◆ Supplied records
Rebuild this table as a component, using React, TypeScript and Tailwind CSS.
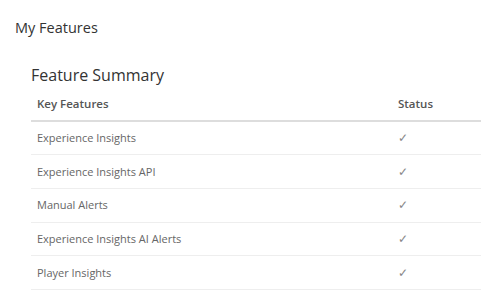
import React from "react";

const features = [
  "Experience Insights",
  "Experience Insights API",
  "Manual Alerts",
  "Experience Insights AI Alerts",
  "Player Insights",
];

export default function App() {
  return (
    <div className="min-h-screen bg-white font-['Open_Sans',sans-serif] text-[#333]">
      <div className="pl-[15px] pt-[18px]">
        <h1 className="text-[14.5px] leading-[20px] text-[#333]">My Features</h1>
        <div className="pl-4 pt-[25px]">
          <h2 className="text-[16px] leading-[24px] text-[#333]">Feature Summary</h2>
          <table className="w-[450px] border-collapse text-[11px] leading-[16px]">
            <thead>
              <tr className="border-b-2 border-[#ddd]">
                <th className="h-[34px] pl-[6px] text-left text-[11.5px] font-semibold text-[#555]">Key Features</th>
                <th className="w-[89px] pl-[6px] text-left text-[11.5px] font-semibold text-[#555]">Status</th>
              </tr>
            </thead>
            <tbody>
              {features.map((f) => (
                <tr key={f} className="border-b border-[#eee]">
                  <td className="h-[33.7px] pl-[6px] text-[#666]">{f}</td>
                  <td className="pl-[6px] text-[12px] text-[#888]">✓</td>
                </tr>
              ))}
            </tbody>
          </table>
        </div>
      </div>
    </div>
  );
}
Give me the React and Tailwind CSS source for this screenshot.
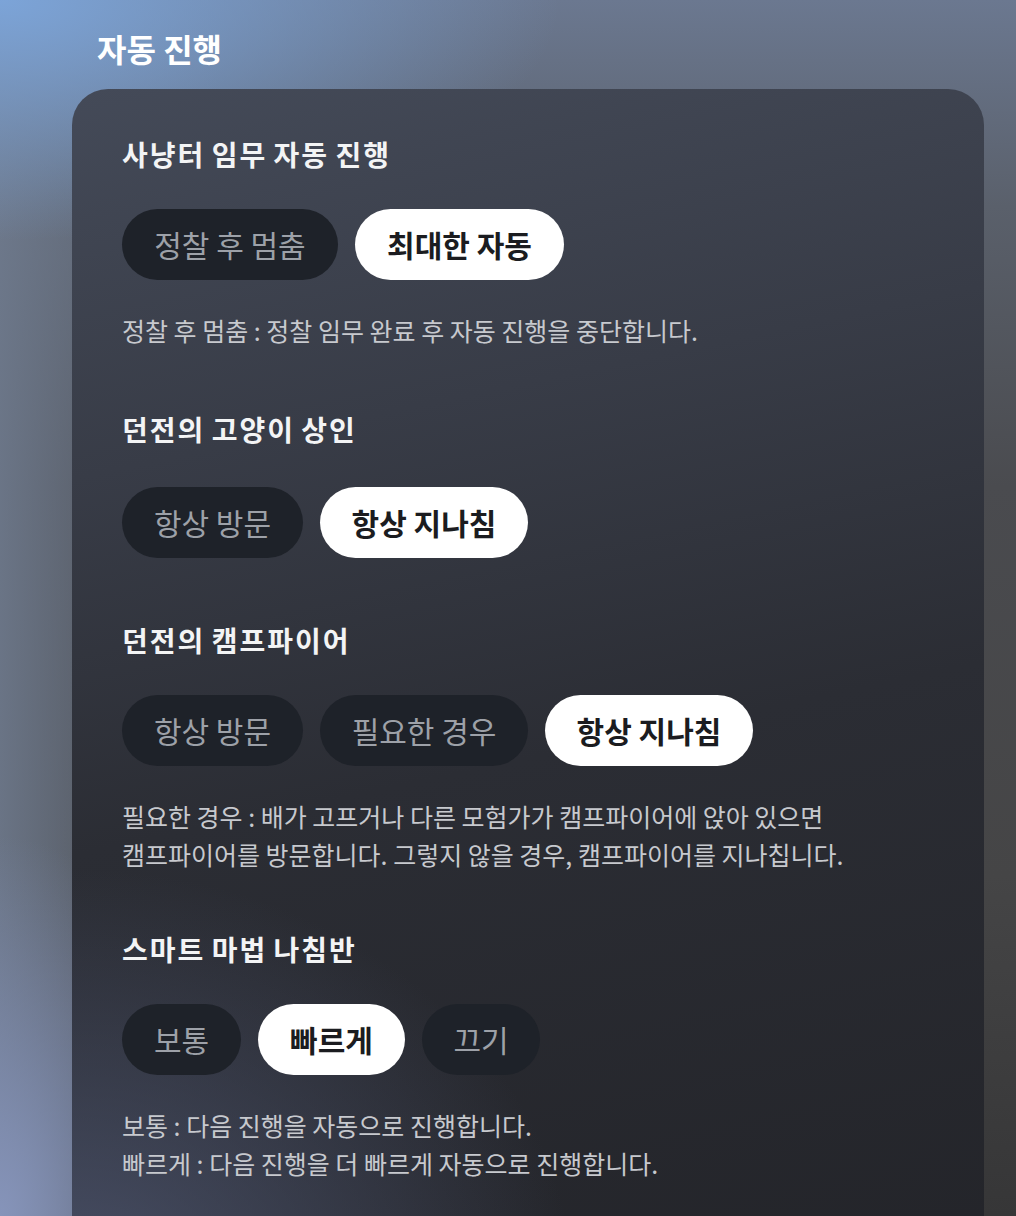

◆ What the exercise asks
List each line in the listing that contains the string "React".

◆ Output below
Rebuild this table as a component, using React, TypeScript and Tailwind CSS.
import React from "react";
Give me the React and Tailwind CSS source for this screenshot.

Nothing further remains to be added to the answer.